I worked with Daisuke Miyake, volunteer and painter, and Takashi Kashima, graphic designer and a staff member of Design Festa. Daisuke established relations with 11 small local noodle shops and restaurants. The contriubiting restaurants seperated their chopsticks from other trash and put them into plastic bags that Daisuke picked up on a reuglar basis. Over a period of about 12 days, over 15,000 chopsticks were collected. Each of these chopsticks were hand-washed and dried by me and Diasuke everyday. During this phase, the project also surveyed restaurant owners and pedestrains in the Harajuku area regarding their thoughts about chopsticks. These were recorded on tape. The survey was not meant to be exhaustive or scientific. The sound bites were later used as part of the final installation.

II. JIKKEN SURU/ EXPERIMENT with waribashi

While collecting the chopsticks I began exploring them as an artmaking material by building sculptural experiments. Here are two examples.

Community Art Workshop

I lead an "Experiment with Chopsticks" workshop at Design Festa in conjunction with the show and part of the project. Here participants were encouraged to invent things with waribashi with art supplies provided by Design Festa. The purpose of this event was:

  • to create a means for participants to experience waribashi in a new way
  • to consider reuse as an alternative to throwing waribashi in the trash
  • to consider other possible uses for waribashi
  • to experience a creative process with familiar material
  • to bring people together in the name of art and have fun .

(I am the one with the tye-dye shirt in the photo). Stay tuned for samples of student work to be added to the Teaching/Student Work section.

 

III. KEIKEN SURU/EXPERIENCE

From June 16-19, 1999, the project culminated in an exhibition of new work that I created during the residency.
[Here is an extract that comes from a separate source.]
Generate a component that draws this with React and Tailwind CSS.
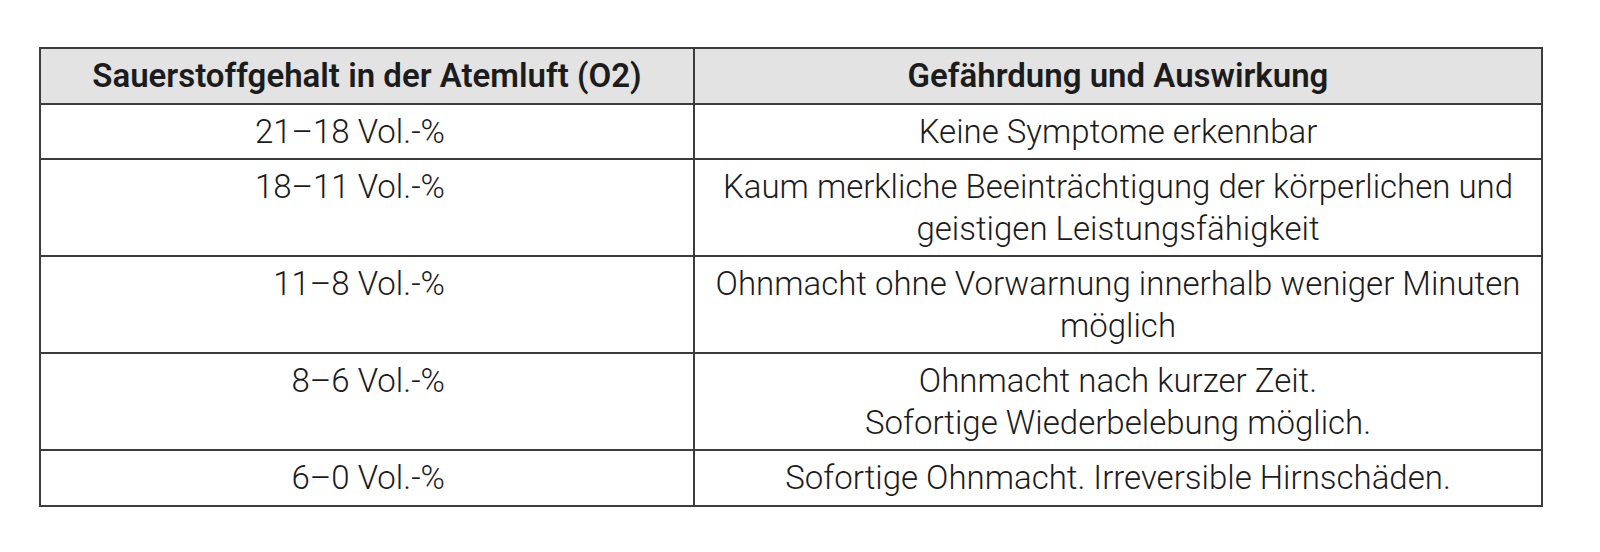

Go to my portfolio section to see.

IV. RISAIKURU SURU/ RECYCLE

After the exhibition, several volunteers and I sorted the chopsticks seperating bamboo from wood.

My original intention was to have the bamboo chopsticks be reused for Design Festa's garden and have the wooden chopsticks send to a Japanese paper company, Shinojiseishi. Due to circumstances beyond my control, even after numerous attempts to communicate with my collaborators, I was not able to verify the whereabouts of the chopsticks since my return to the US. I can say that the project did "slow down the waste stream" while making art. I hope to produce Waribashi Project II in the San Francisco Bay Area sometime in the near future.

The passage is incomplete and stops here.